My first point is this: laws designed to help the weak must be judged by their outcomes, not their intentions. We may have moved beyond an era in which prostitution is outlawed primarily for moral reasons into an era in which it is outlawed primarily in an effort to save prostitutes from abuse. Yet criminalization "protects" prostitutes by repeatedly arresting and jailing them and by leaving them with precisely the sort of criminal record that makes it crushingly difficult to secure a job of which our society approves. Criminalization also "protects" prostitutes by giving police officers power over them — power that is routinely used to rape and torment. There is talk, now and again, of making pimps and johns the focus of criminalization, but the reality does not support that talk.

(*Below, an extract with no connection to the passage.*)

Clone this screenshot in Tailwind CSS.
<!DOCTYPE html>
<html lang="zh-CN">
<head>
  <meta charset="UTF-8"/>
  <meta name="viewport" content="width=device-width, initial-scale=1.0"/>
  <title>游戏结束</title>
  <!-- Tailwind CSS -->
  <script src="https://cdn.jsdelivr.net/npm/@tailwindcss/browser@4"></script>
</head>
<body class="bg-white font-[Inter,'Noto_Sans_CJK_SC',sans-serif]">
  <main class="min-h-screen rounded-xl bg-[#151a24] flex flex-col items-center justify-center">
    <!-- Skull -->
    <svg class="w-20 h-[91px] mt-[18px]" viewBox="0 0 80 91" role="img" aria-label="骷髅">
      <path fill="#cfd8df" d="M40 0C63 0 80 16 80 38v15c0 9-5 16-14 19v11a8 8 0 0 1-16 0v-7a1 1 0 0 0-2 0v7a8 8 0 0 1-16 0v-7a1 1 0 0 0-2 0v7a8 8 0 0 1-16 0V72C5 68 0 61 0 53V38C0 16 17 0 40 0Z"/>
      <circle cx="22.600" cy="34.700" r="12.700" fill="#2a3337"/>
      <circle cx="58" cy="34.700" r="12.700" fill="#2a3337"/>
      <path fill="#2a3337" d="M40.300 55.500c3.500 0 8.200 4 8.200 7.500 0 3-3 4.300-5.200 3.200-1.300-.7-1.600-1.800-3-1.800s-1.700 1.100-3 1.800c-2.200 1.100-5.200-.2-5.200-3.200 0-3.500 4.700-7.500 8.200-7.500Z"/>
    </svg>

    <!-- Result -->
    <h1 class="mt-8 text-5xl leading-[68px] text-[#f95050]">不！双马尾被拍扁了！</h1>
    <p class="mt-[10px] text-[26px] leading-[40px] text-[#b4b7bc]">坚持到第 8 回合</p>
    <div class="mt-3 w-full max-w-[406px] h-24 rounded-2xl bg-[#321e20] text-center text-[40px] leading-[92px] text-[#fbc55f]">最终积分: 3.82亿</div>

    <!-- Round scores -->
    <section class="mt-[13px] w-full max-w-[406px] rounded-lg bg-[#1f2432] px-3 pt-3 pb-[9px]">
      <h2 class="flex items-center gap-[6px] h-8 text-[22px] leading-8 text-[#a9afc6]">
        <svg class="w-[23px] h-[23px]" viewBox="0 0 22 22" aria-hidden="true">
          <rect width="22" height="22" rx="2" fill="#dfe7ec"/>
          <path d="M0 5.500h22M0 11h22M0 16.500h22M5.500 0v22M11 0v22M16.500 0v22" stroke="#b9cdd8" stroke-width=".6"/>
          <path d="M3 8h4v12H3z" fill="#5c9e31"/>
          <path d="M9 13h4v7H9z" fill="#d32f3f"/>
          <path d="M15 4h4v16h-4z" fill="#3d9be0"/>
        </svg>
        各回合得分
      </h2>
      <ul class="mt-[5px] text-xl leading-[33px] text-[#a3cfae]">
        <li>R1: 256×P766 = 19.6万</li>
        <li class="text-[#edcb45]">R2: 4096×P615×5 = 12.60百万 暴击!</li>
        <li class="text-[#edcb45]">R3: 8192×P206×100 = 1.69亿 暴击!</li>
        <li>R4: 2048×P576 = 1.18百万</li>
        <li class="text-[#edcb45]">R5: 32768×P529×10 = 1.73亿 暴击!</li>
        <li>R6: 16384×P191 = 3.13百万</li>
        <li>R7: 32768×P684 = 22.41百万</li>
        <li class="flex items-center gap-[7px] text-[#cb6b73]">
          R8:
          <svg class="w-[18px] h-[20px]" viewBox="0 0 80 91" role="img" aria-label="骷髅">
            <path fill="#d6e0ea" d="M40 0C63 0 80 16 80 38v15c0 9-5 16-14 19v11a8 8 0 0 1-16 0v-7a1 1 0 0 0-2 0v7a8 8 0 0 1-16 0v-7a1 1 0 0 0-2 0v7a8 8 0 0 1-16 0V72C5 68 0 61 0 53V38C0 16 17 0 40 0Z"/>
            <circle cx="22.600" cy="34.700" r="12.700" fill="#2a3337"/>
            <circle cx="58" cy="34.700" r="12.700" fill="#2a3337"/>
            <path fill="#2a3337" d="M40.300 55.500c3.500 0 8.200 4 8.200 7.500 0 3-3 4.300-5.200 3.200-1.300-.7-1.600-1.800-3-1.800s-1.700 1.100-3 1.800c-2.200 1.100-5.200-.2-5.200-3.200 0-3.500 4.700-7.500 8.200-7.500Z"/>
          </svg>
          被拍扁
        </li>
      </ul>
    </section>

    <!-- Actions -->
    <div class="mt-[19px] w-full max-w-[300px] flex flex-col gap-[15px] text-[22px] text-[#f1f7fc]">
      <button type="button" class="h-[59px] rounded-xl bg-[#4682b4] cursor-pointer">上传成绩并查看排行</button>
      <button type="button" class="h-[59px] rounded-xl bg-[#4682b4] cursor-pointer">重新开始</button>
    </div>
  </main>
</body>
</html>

Oft-cited statistics released by a Chicago police precinct revealed that 89% of prostitution arrests during a two-year period were of prostitutes, 10% were of customers, and less than 1% were of pimps. "The degree of civilization in a society can be judged by entering the prisons," said Fyodor Dostoevsky. Nobody who enters our jails or prisons is going to conclude that our society has a civilized approach to prostitutes, unless "it became necessary to destroy the village in order to save it" is a mark of civilization. Supporters of criminalization suggest that legalization or decriminalization will result in more abuse and suffering of sex workers. We need to ask: how is this different than the argument that scaling back the amoral and ruinous War on Drugs will lead to more suffering by addicts?

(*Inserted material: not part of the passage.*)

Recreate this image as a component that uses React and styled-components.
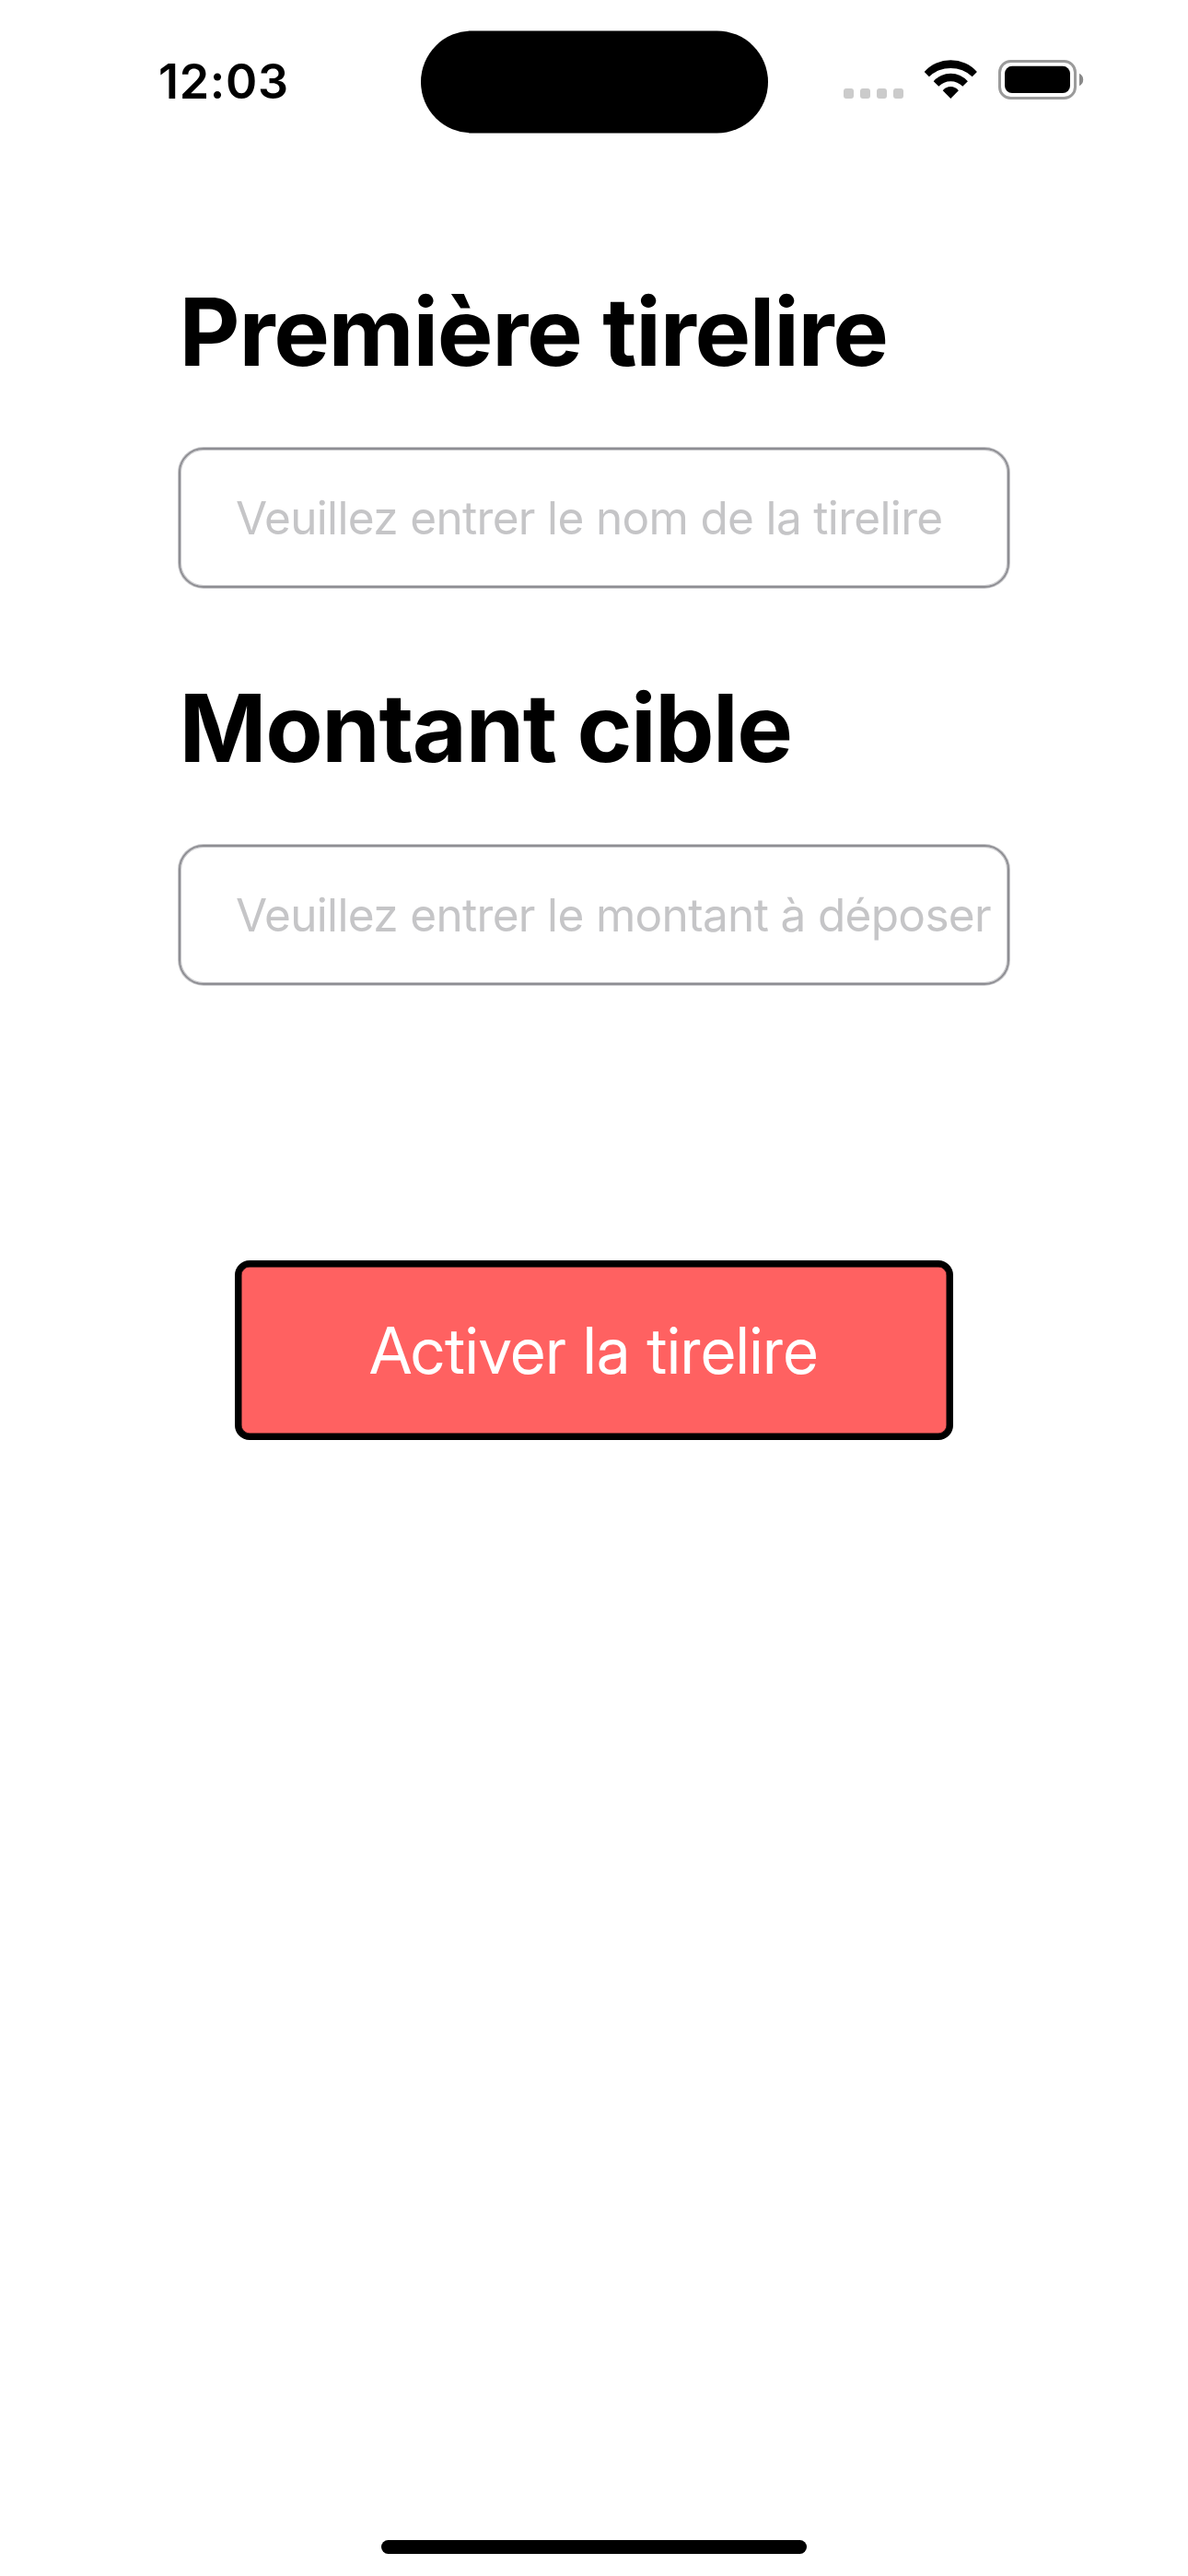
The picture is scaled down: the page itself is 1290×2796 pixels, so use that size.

My second point is this: we must be wary of the government using our concern for the health and safety of sex workers as a broad excuse not just to prosecute them but to restrict everybody's rights. "Sex trafficking" is the latest example — a flexible and ill-defined term that the government wields like "terrorism" or "drug trafficking." Are human beings — both children and adults — transported and forced into sex work against their will? Yes. I watched my colleagues prosecute such cases — often involving smuggled South American immigrants — back in the 1990s. But "sex trafficking" has also become an airhorn issue, invoked as an unquestionable basis for government power. Law enforcement invokes it to demand that laws protecting web site owners be weakened — for the children. The government demands that charities parrot its position on sex trafficking to get funding. The NSA cites "human traffickers" to justify undermining internet encryption, the easier to read all our communications at will. It is no kindness to sex workers to sit idly by while an unprincipled government uses them as an excuse for unlimited power.

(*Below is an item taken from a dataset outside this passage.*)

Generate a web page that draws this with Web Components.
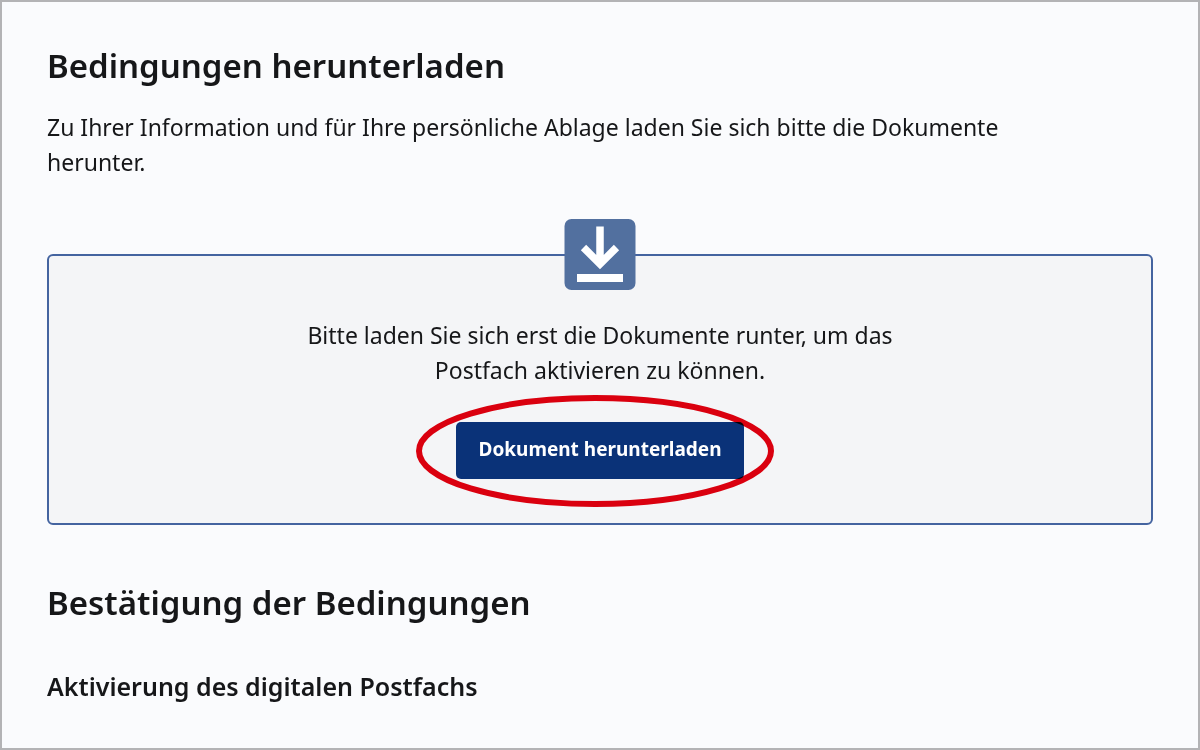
<!DOCTYPE html>
<html lang="de">
<head>
<meta charset="utf-8">
<meta name="viewport" content="width=device-width, initial-scale=1">
<title>Bedingungen herunterladen</title>
<style>
  html, body { margin: 0; background: #fafbfd; }
  body { color: #161719; font-family: "Noto Sans", "Open Sans", sans-serif; }
</style>
</head>
<body>
<terms-page>
  <terms-section heading="Bedingungen herunterladen">
    <p>Zu Ihrer Information und für Ihre persönliche Ablage laden Sie sich bitte die Dokumente herunter.</p>
    <download-panel>
      Bitte laden Sie sich erst die Dokumente runter, um das Postfach aktivieren zu können.
      <marked-button slot="action">Dokument herunterladen</marked-button>
    </download-panel>
  </terms-section>
  <terms-section heading="Bestätigung der Bedingungen">
    <h3>Aktivierung des digitalen Postfachs</h3>
  </terms-section>
</terms-page>
<script>
const define = (name, html) => customElements.define(name, class extends HTMLElement {
  constructor() {
    super();
    this.attachShadow({ mode: "open" }).innerHTML = html;
  }
  connectedCallback() {
    const h = this.shadowRoot.querySelector("[data-heading]");
    if (h) h.textContent = this.getAttribute("heading");
  }
});

define("terms-page", `
<style>
  :host { display: block; box-sizing: border-box; min-height: 100vh; border: 2px solid #b3b3b5; padding: 40px 45px; }
  main { display: flex; flex-direction: column; gap: 54px; }
</style>
<main><slot></slot></main>`);

define("terms-section", `
<style>
  :host { display: block; }
  h2 { margin: 0; font-size: 33px; line-height: 48px; font-weight: 600; }
  ::slotted(p) { margin: 20px 0 0; max-width: 980px; font-size: 23px; line-height: 35px; }
  ::slotted(h3) { margin: 41px 0 0; font-size: 25px; line-height: 36px; font-weight: 600; }
</style>
<section><h2 data-heading></h2><slot></slot></section>`);

define("download-icon", `
<style>:host { display: block; width: 72px; height: 71px; } svg { display: block; width: 100%; height: 100%; }</style>
<svg viewBox="0 0 72 71" aria-hidden="true">
  <rect x="0.5" width="71" height="71" rx="7" fill="#52709f"/>
  <path d="M36 7.5V45M19.5 28.5L36 45L52.5 28.5" fill="none" stroke="#fff" stroke-width="7.5"/>
  <rect x="13" y="55" width="46" height="8" fill="#fff"/>
</svg>`);

define("download-panel", `
<style>
  :host { display: block; margin-top: 74px; }
  .box { display: flex; flex-direction: column; align-items: center; border: 2px solid #4464a0; border-radius: 6px; background: #f4f5f7; padding: 0 24px 44px; }
  download-icon { margin-top: -37px; }
  .text { margin: 28px 0 34px; max-width: 600px; text-align: center; font-size: 23px; line-height: 35px; }
</style>
<div class="box">
  <download-icon></download-icon>
  <div class="text"><slot></slot></div>
  <slot name="action"></slot>
</div>`);

define("marked-button", `
<style>
  :host { display: block; position: relative; }
  button { display: block; border: 0; border-radius: 5px; background: #0a3278; color: #fff; padding: 13px 22px 16px; font: 700 19px/28px "Noto Sans", sans-serif; cursor: pointer; }
  svg { position: absolute; left: -40px; top: -28px; width: 360px; height: 114px; pointer-events: none; mix-blend-mode: multiply; }
</style>
<button type="button"><slot></slot></button>
<svg viewBox="0 0 360 114" aria-hidden="true"><ellipse cx="179" cy="57" rx="176" ry="53" fill="none" stroke="#e4000f" stroke-width="6"/></svg>`);
</script>
</body>
</html>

The third point is this: sex workers are human beings, individuals all, and should be treated accordingly. Yet we're encouraged to view them as abstractions and symbols of social evils. Many women (and men) who leave the sex trade describe their participation as coerced by violence and drugs. But you will also find sex workers who will say that sex work is their choice, and a valid one. What does it signify for society to reject their claim of autonomy? The typical rebuttal from supporters of criminalization is that sex workers cannot consent to their work — that their backgrounds, their circumstances, or society's biases force them into it. They don't say "false consciousness," but they might as well. Advocates of criminalization also point out that a large percentage of sex workers have a history of abuse or drug addiction. Yet they don't explain how that should deprive them of choice, and it seems wantonly cruel to use past abuse as a justification to subject sex workers to the system I describe in my first point, above.
In what other circumstances — other than, say, the War on Drugs — will we tell someone that for their own good we will not let them do something with their bodies because we disapprove of it? Is society's decision that we can say that to sex workers consistent with our other decisions, or principled, or is any part of it a relic of attitudes towards sex rather than attitudes towards coercion or free will?
It's a complicated question. My third point is mostly this: we cannot honestly or decently confront the question without confronting the people involved as human beings with their own views and beliefs. The best way to do that is to listen to what they have to say. There are current and former sex workers on both sides of the issue, and if you care about the issue, you should care about what they say. Read them. I think that if you are going to tell someone what they can or can't do for their own good, you ought to hear what they have to say about it, and look them in the eye when you tell them.